Most people do not think of downpayments as a way of managing risk, but lenders do. Downpayments reduce risk in two ways: first, they lower the monthly payment, and second, they provide a cushion ensuring the borrower can refinance (if necessary) should the house value decline. The problem with downpayments is obvious: few people save enough money to have one.

Eliminating downpayments through the use of 80/20 combo loans was another massive stimulus to the housing market. Subprime loan originations in 2006 had an average loan-to-value ratio of 94%. That is an average downpayment of just 6%. Also, 46% of home purchases in 2006 had combined loan-to-value ratios of 95% or higher.

Lenders used to require downpayments because they demonstrated the borrower’s ability to save. At one time, having the financial discipline to be able to save for a downpayment was considered a reliable indicator as to a borrower’s ability to make timely mortgage payments.

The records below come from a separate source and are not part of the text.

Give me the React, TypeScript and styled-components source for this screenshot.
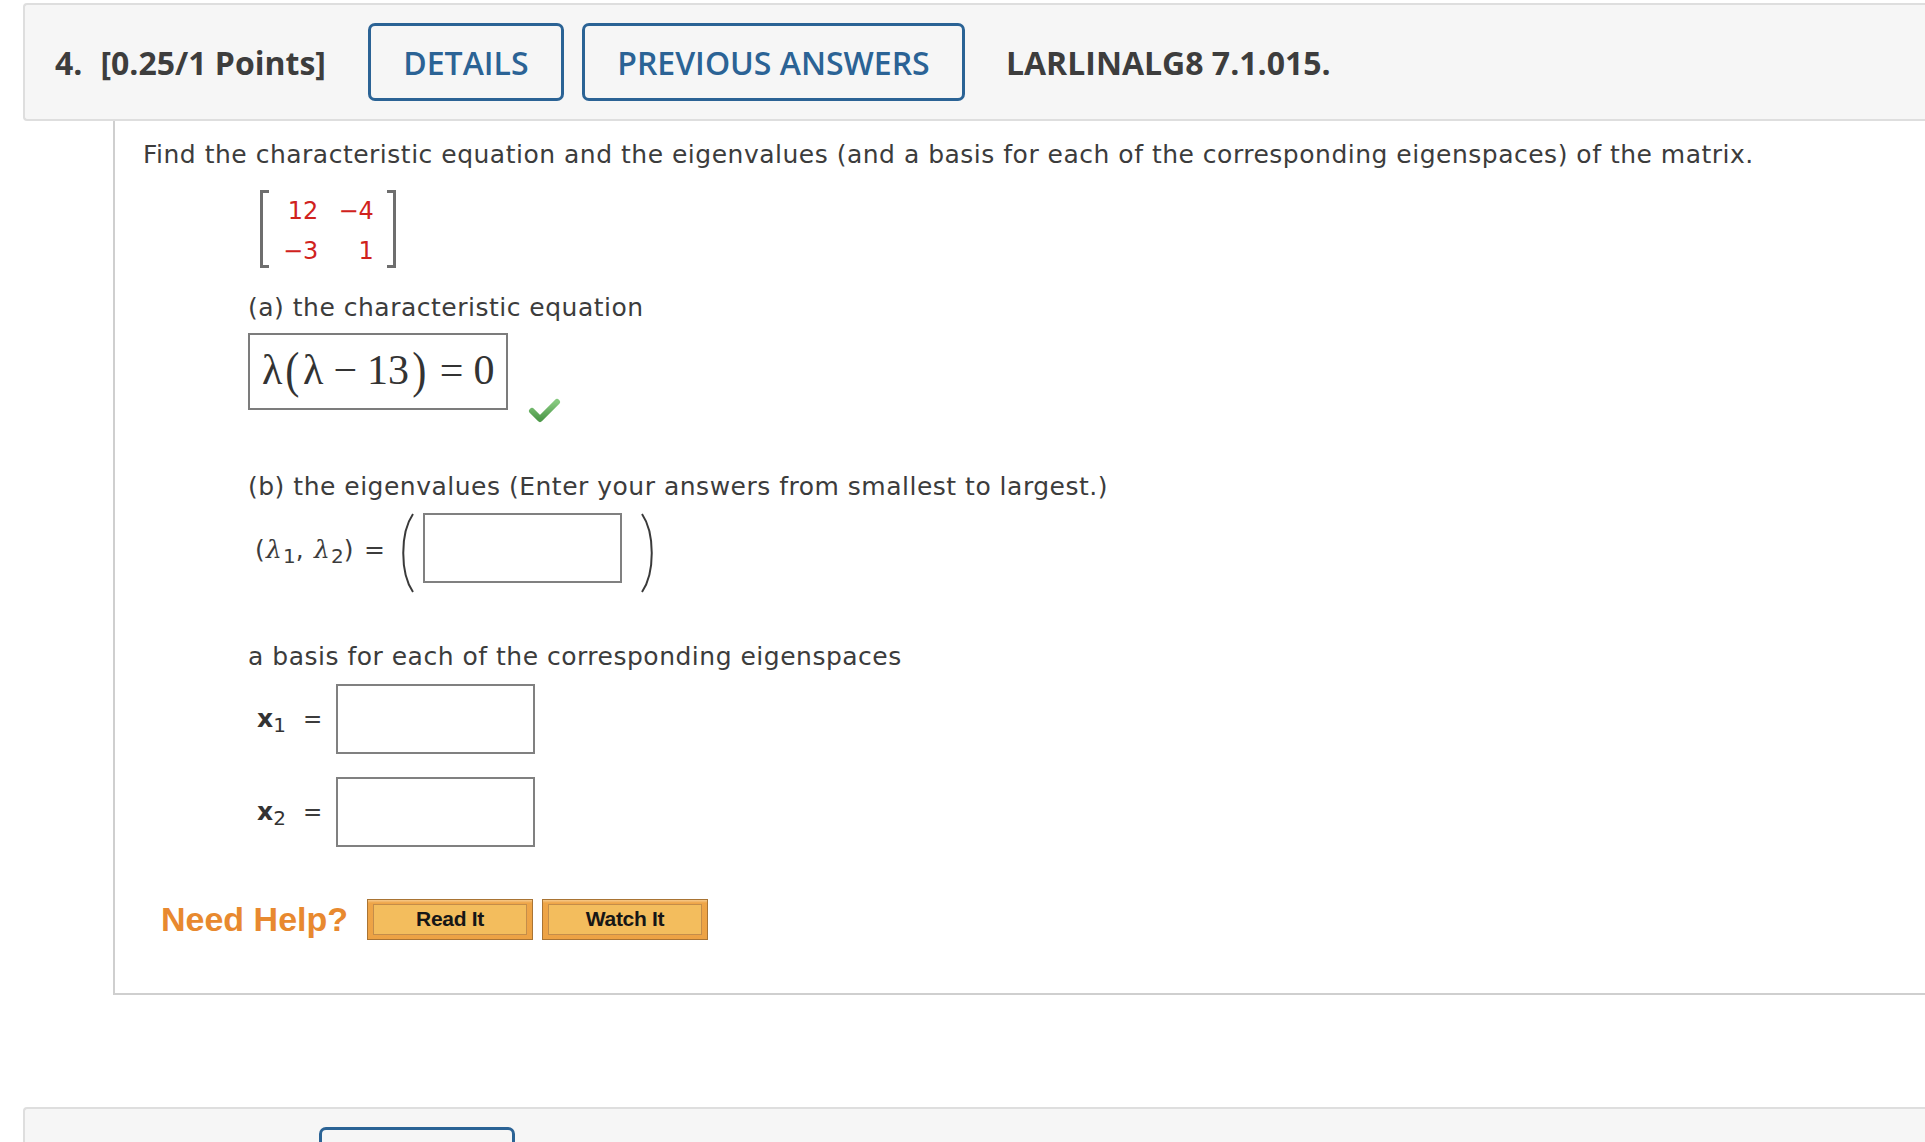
import React from "react";
import styled, { createGlobalStyle } from "styled-components";

const GlobalStyle = createGlobalStyle`
  html, body {
    margin: 0;
    padding: 0;
    background: #ffffff;
    overflow: hidden;
  }
  body {
    font-family: "DejaVu Sans", Verdana, sans-serif;
    color: #3c3c3c;
  }
`;

const Page = styled.div`
  padding: 3px 0 0 23px;
  display: flex;
  flex-direction: column;
`;

const QuestionHeader = styled.div<{ $gapTop?: number; $pl?: number }>`
  display: flex;
  align-items: center;
  height: 114px;
  margin-top: ${(p) => p.$gapTop ?? 0}px;
  padding-left: ${(p) => p.$pl ?? 30}px;
  background: #f6f6f6;
  border: 2px solid #dedede;
  border-right: none;
  border-radius: 4px 0 0 4px;
  font-family: "Open Sans", "Liberation Sans", sans-serif;
`;

const HeaderTitle = styled.div`
  font-size: 32px;
  font-weight: 700;
  color: #3d3d3d;
  white-space: nowrap;
  margin-right: 42px;
`;

const Num = styled.span`
  margin-right: 18px;
`;

const OutlineButton = styled.button<{ $w: number }>`
  box-sizing: border-box;
  width: ${(p) => p.$w}px;
  height: 78px;
  margin-right: 18px;
  background: transparent;
  border: 3px solid #2b6395;
  border-radius: 7px;
  color: #2b6395;
  font-family: "Open Sans", "Liberation Sans", sans-serif;
  font-size: 32px;
  font-weight: 600;
  padding: 0;
  white-space: nowrap;
`;

const Reference = styled.div`
  font-size: 32px;
  font-weight: 700;
  color: #3d3d3d;
  margin-left: 23px;
  white-space: nowrap;
`;

const QuestionBody = styled.div`
  margin-left: 90px;
  border-left: 2px solid #cfcfcf;
  border-bottom: 2px solid #cfcfcf;
  padding: 19px 0 54px 28px;
  display: flex;
  flex-direction: column;
  align-items: flex-start;
  font-size: 25px;
  letter-spacing: 0.5px;
  line-height: 30px;
`;

const Prompt = styled.div`
  white-space: nowrap;
`;

const MatrixWrap = styled.div`
  display: flex;
  align-items: stretch;
  margin: 20px 0 0 117px;
  height: 78px;
  letter-spacing: 0;
`;

const Bracket = styled.div<{ $side: "left" | "right" }>`
  width: 6px;
  border: 3px solid #6e6e6e;
  ${(p) => (p.$side === "left" ? "border-right: none;" : "border-left: none;")}
`;

const MatrixGrid = styled.div`
  display: grid;
  grid-template-columns: auto auto;
  grid-auto-rows: 40px;
  column-gap: 20px;
  padding: 1px 13px 0 14px;
  align-items: center;
  color: #d0221d;
  font-size: 24px;
`;

const Cell = styled.span`
  text-align: right;
`;

const PartLabel = styled.div<{ $mt: number; $ml?: number }>`
  margin-top: ${(p) => p.$mt}px;
  margin-left: ${(p) => p.$ml ?? 105}px;
  white-space: nowrap;
`;

const AnswerRow = styled.div`
  display: flex;
  align-items: flex-end;
  margin: 10px 0 0 105px;
`;

const EquationBox = styled.div`
  box-sizing: border-box;
  width: 260px;
  height: 77px;
  border: 2px solid #7c7c7c;
  display: flex;
  align-items: center;
  padding: 0 0 4px 12px;
  font-family: "Liberation Serif", "DejaVu Serif", serif;
  font-size: 42px;
  letter-spacing: 0;
  color: #333;
  white-space: nowrap;
`;

const BigParen = styled.span`
  display: inline-block;
  font-size: 50px;
  transform: scaleX(0.85);
  margin: 0 2px;
`;

const MathOp = styled.span`
  margin: 0 10px;
`;

const CheckIcon = styled.svg`
  width: 33px;
  height: 26px;
  margin: 0 0 -14px 20px;
`;

const EigenRow = styled.div`
  display: flex;
  align-items: flex-start;
  margin: 11px 0 0 112px;
  height: 80px;
`;

const MathLabel = styled.span`
  font-size: 25px;
  letter-spacing: 1.2px;
  white-space: nowrap;
  margin: 22px 12px 0 0;
`;

const Lam = styled.i`
  font-family: "DejaVu Serif", "Liberation Serif", serif;
  font-style: italic;
`;

const Sub = styled.sub`
  font-size: 20px;
  font-weight: 400;
  vertical-align: -5px;
  line-height: 0;
  letter-spacing: 0;
`;

const ParenSvg = styled.svg`
  width: 17px;
  height: 80px;
  flex: none;
`;

const AnswerInput = styled.div<{ $ml: number; $mr?: number }>`
  box-sizing: border-box;
  width: 199px;
  height: 70px;
  border: 2px solid #808080;
  background: #fff;
  margin-left: ${(p) => p.$ml}px;
  margin-right: ${(p) => p.$mr ?? 0}px;
`;

const VectorRow = styled.div<{ $mt: number }>`
  display: flex;
  align-items: center;
  margin: ${(p) => p.$mt}px 0 0 114px;
`;

const VecName = styled.span`
  font-weight: 700;
  font-size: 25px;
  color: #333;
  width: 46px;
  letter-spacing: 0;
  white-space: nowrap;
`;

const Equals = styled.span`
  font-size: 23px;
  width: 33px;
`;

const HelpRow = styled.div`
  display: flex;
  align-items: center;
  margin: 52px 0 0 18px;
  height: 40px;
  letter-spacing: 0;
`;

const NeedHelp = styled.span`
  font-family: "Liberation Sans", Arial, sans-serif;
  font-size: 34px;
  font-weight: 700;
  color: #e8892f;
  margin-right: 19px;
  white-space: nowrap;
`;

const HelpButton = styled.button`
  box-sizing: border-box;
  width: 166px;
  height: 41px;
  margin-right: 9px;
  padding: 4px 5px;
  border: 1px solid #a97434;
  background: linear-gradient(#f6c98a 0, #eea548 3px, #eda244 100%);
  display: flex;
`;

const HelpInner = styled.span`
  flex: 1;
  display: flex;
  align-items: center;
  justify-content: center;
  border: 1px solid #c48d4a;
  background: #f3bd5d;
  font-family: "Liberation Sans", Arial, sans-serif;
  font-weight: 700;
  font-size: 21px;
  letter-spacing: -0.3px;
  color: #161616;
`;

const Paren = ({ side }: { side: "left" | "right" }) => (
  <ParenSvg viewBox="0 0 17 80">
    <path
      d={side === "left" ? "M15 1 C2 20 2 60 15 79" : "M2 1 C15 20 15 60 2 79"}
      fill="none"
      stroke="#3a3a3a"
      strokeWidth="2"
    />
  </ParenSvg>
);

export default function App() {
  return (
    <>
      <GlobalStyle />
      <Page>
        <QuestionHeader>
          <HeaderTitle>
            <Num>4.</Num>[0.25/1 Points]
          </HeaderTitle>
          <OutlineButton $w={196}>DETAILS</OutlineButton>
          <OutlineButton $w={383}>PREVIOUS ANSWERS</OutlineButton>
          <Reference>LARLINALG8 7.1.015.</Reference>
        </QuestionHeader>

        <QuestionBody>
          <Prompt>
            Find the characteristic equation and the eigenvalues (and a basis for each of the
            corresponding eigenspaces) of the matrix.
          </Prompt>

          <MatrixWrap>
            <Bracket $side="left" />
            <MatrixGrid>
              <Cell>12</Cell>
              <Cell>−4</Cell>
              <Cell>−3</Cell>
              <Cell>1</Cell>
            </MatrixGrid>
            <Bracket $side="right" />
          </MatrixWrap>

          <PartLabel $mt={25}>(a) the characteristic equation</PartLabel>
          <AnswerRow>
            <EquationBox>
              λ<BigParen>(</BigParen>λ<MathOp>−</MathOp>13<BigParen>)</BigParen>
              <MathOp>=</MathOp>0
            </EquationBox>
            <CheckIcon viewBox="0 0 33 26">
              <defs>
                <linearGradient id="chk" x1="0" y1="0" x2="0" y2="1">
                  <stop offset="0" stopColor="#86c97f" />
                  <stop offset="1" stopColor="#4f9a4b" />
                </linearGradient>
              </defs>
              <path
                d="M4 13 L12 21 L29 4"
                fill="none"
                stroke="url(#chk)"
                strokeWidth="6"
                strokeLinecap="round"
                strokeLinejoin="round"
              />
            </CheckIcon>
          </AnswerRow>

          <PartLabel $mt={62}>(b) the eigenvalues (Enter your answers from smallest to largest.)</PartLabel>
          <EigenRow>
            <MathLabel>
              (<Lam>λ</Lam>
              <Sub>1</Sub>, <Lam>λ</Lam>
              <Sub>2</Sub>) =
            </MathLabel>
            <Paren side="left" />
            <AnswerInput $ml={8} $mr={18} />
            <Paren side="right" />
          </EigenRow>

          <PartLabel $mt={49}>a basis for each of the corresponding eigenspaces</PartLabel>
          <VectorRow $mt={12}>
            <VecName>
              x<Sub>1</Sub>
            </VecName>
            <Equals>=</Equals>
            <AnswerInput $ml={0} />
          </VectorRow>
          <VectorRow $mt={23}>
            <VecName>
              x<Sub>2</Sub>
            </VecName>
            <Equals>=</Equals>
            <AnswerInput $ml={0} />
          </VectorRow>

          <HelpRow>
            <NeedHelp>Need Help?</NeedHelp>
            <HelpButton>
              <HelpInner>Read It</HelpInner>
            </HelpButton>
            <HelpButton>
              <HelpInner>Watch It</HelpInner>
            </HelpButton>
          </HelpRow>
        </QuestionBody>

        <QuestionHeader $gapTop={112} $pl={294}>
          <OutlineButton $w={196} aria-label="DETAILS" />
        </QuestionHeader>
      </Page>
    </>
  );
}
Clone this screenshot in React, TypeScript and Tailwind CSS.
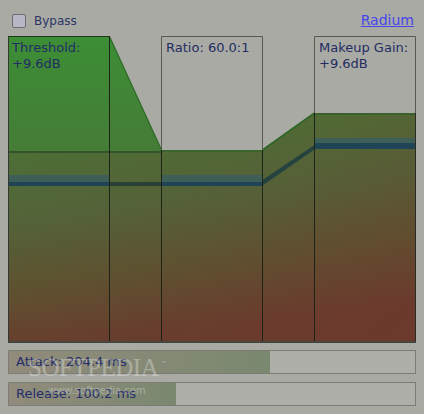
import React from "react";

interface BarProps {
  label: string;
  fill: number;
}

const Bar: React.FC<BarProps> = ({ label, fill }) => {
  return (
    <div className="relative flex h-[24px] w-[408px] items-center border border-[#7b7c76] bg-[#aeafa9]">
      <div
        className="absolute top-0 bottom-0 left-0 bg-gradient-to-r from-[#918b7c] to-[#7a8870]"
        style={{ width: fill }}
      />
      <span className="relative pl-[7px] text-[13px] text-[#252d68]">{label}</span>
    </div>
  );
};

const Graph: React.FC = () => {
  return (
    <div className="relative ml-[8px] h-[307px] w-[408px]">
      <svg className="absolute inset-0" width="408" height="307" viewBox="0 0 408 307">
        <defs>
          <linearGradient id="base" x1="0" y1="0" x2="0.15" y2="1">
            <stop offset="0" stopColor="#4a7c36" />
            <stop offset="0.35" stopColor="#4c7035" />
            <stop offset="0.6" stopColor="#53643a" />
            <stop offset="0.8" stopColor="#5c5431" />
            <stop offset="1" stopColor="#673f2e" />
          </linearGradient>
          <linearGradient id="redden" x1="0" y1="0.3" x2="1" y2="1">
            <stop offset="0" stopColor="#7a2a28" stopOpacity="0" />
            <stop offset="0.5" stopColor="#7a2a28" stopOpacity="0.08" />
            <stop offset="1" stopColor="#7a2a28" stopOpacity="0.28" />
          </linearGradient>
          <linearGradient id="over" x1="0" y1="0" x2="0" y2="115" gradientUnits="userSpaceOnUse">
            <stop offset="0" stopColor="#3c8e35" />
            <stop offset="1" stopColor="#457c37" />
          </linearGradient>
        </defs>

        {/* level fill */}
        <polygon points="1,1 101.5,1 153.5,114 254.5,114 306.5,77 407,77 407,306 1,306" fill="url(#base)" />
        <polygon points="1,1 101.5,1 153.5,114 254.5,114 306.5,77 407,77 407,306 1,306" fill="url(#redden)" />
        <polygon points="1,1 101.5,1 153.5,114 153.5,116 1,116" fill="url(#over)" />

        {/* edges */}
        <line x1="101.5" y1="0.5" x2="153.5" y2="114" stroke="#2e6c27" strokeWidth="1.3" />
        <line x1="254.5" y1="114" x2="306.5" y2="77" stroke="#2c6626" strokeWidth="1.6" />
        <rect x="153.5" y="114" width="101" height="2" fill="#3a652d" />
        <rect x="306.5" y="77" width="101" height="2" fill="#3a602d" />
        <rect x="1" y="115" width="152.5" height="2" fill="#33532b" />

        {/* output level */}
        <rect x="1" y="139" width="100.5" height="7" fill="#3d5f57" />
        <rect x="1" y="146" width="100.5" height="4" fill="#1f4455" />
        <rect x="101.5" y="146" width="52" height="4" fill="#2a4036" />
        <rect x="153.5" y="139" width="101" height="7" fill="#3d5f57" />
        <rect x="153.5" y="146" width="101" height="4" fill="#1f4455" />
        <polygon points="254.5,144 306.5,109 306.5,113.5 254.5,149.5" fill="#24433f" />
        <rect x="306.5" y="102" width="101" height="5" fill="#3d5f57" />
        <rect x="306.5" y="107" width="101" height="6" fill="#1f4455" />

        {/* boxes above fill */}
        <path d="M153.5 114 V0.5 H254.5 V114" fill="none" stroke="#585a51" />
        <path d="M306.5 77 V0.5 H407.5 V77" fill="none" stroke="#585a51" />

        {/* column borders */}
        <line x1="0.5" y1="0" x2="0.5" y2="306" stroke="#343830" />
        <line x1="0" y1="0.5" x2="101.5" y2="0.5" stroke="#1f3a1b" />
        <line x1="101.5" y1="0" x2="101.5" y2="306" stroke="#1d2317" />
        <line x1="153.5" y1="114" x2="153.5" y2="306" stroke="#1d2317" />
        <line x1="254.5" y1="114" x2="254.5" y2="306" stroke="#1d2317" />
        <line x1="306.5" y1="77" x2="306.5" y2="306" stroke="#1d2317" />
        <line x1="407.5" y1="77" x2="407.5" y2="306" stroke="#2a2b22" />
        <rect x="0" y="305" width="408" height="2" fill="#43453e" />
      </svg>

      <div className="relative flex text-[13px] leading-[16px] text-[#232c63]">
        <div className="w-[101px] pt-[4px] pl-[4px]">
          <div>Threshold:</div>
          <div>+9.6dB</div>
        </div>
        <div className="w-[52px]" />
        <div className="w-[101px] pt-[4px] pl-[5px]">
          <div>Ratio: 60.0:1</div>
        </div>
        <div className="w-[52px]" />
        <div className="w-[101px] pt-[4px] pl-[5px]">
          <div>Makeup Gain:</div>
          <div>+9.6dB</div>
        </div>
      </div>
    </div>
  );
};

export default function App() {
  return (
    <div className="relative h-[414px] w-[424px] overflow-hidden bg-[#a9aaa3] font-['DejaVu_Sans',sans-serif]">
      <div className="flex h-[36px] items-center justify-between pt-[5px] pr-[10px] pl-[12px]">
        <label className="flex items-center gap-[8px]">
          <span className="block h-[14px] w-[14px] rounded-[2px] border border-[#6b6b73] bg-[#b7b7c8]" />
          <span className="text-[12px] text-[#2c3566]">Bypass</span>
        </label>
        <a className="text-[14px] text-[#4646ec] underline">Radium</a>
      </div>

      <Graph />

      <div className="mt-[7px] flex flex-col gap-[8px] pl-[8px]">
        <Bar label="Attack: 204.4 ms" fill={261} />
        <Bar label="Release: 100.2 ms" fill={167} />
      </div>

      {/* watermark */}
      <div className="pointer-events-none absolute top-[349px] left-[28px] font-['Liberation_Serif',serif] text-[25px] tracking-[-0.5px] text-white opacity-30">
        SOFTPEDIA
        <span className="relative -top-[10px] ml-[2px] font-['DejaVu_Sans',sans-serif] text-[7px]">™</span>
      </div>
      <div className="pointer-events-none absolute top-[383px] left-[48px] font-['DejaVu_Sans',sans-serif] text-[10px] text-white opacity-30">
        www.softpedia.com
      </div>
    </div>
  );
}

Once downpayments became optional, a whole group of potential buyers who used to be excluded from the market suddenly had access to money to buy homes. Home ownership rates increased about 5% nationally due in part to the elimination of the downpayment barrier and the expansion of subprime lending.

Besides stopping people from saving for downpayments, 100% financing harmed the market by depleting the buyer pool. In a normal real estate market, first-time buyers are saving their money waiting until they can make their first purchase. This usually results in a steady stream of first-time buyers that enter the market each year. When 100% financing eliminated the downpayment requirement, it also eliminated any need to wait. Those who ordinarily would have bought 2-5 years in the future were able to buy immediately. This emptied the queue.

This type of financing appears periodically in the auto industry, especially in downturns when it is necessary to liquidate inventory. The term for this is “pulling demand forward,” because it reduces demand for new cars in the next few years. This might not have been a problem if 100% financing would have been made available to everyone forever; however, once downpayment requirements came back those who would have been saving were already homeowners, so there were few new buyers available, and any potential new buyers had to start over saving for the downpayment they thought would never be required.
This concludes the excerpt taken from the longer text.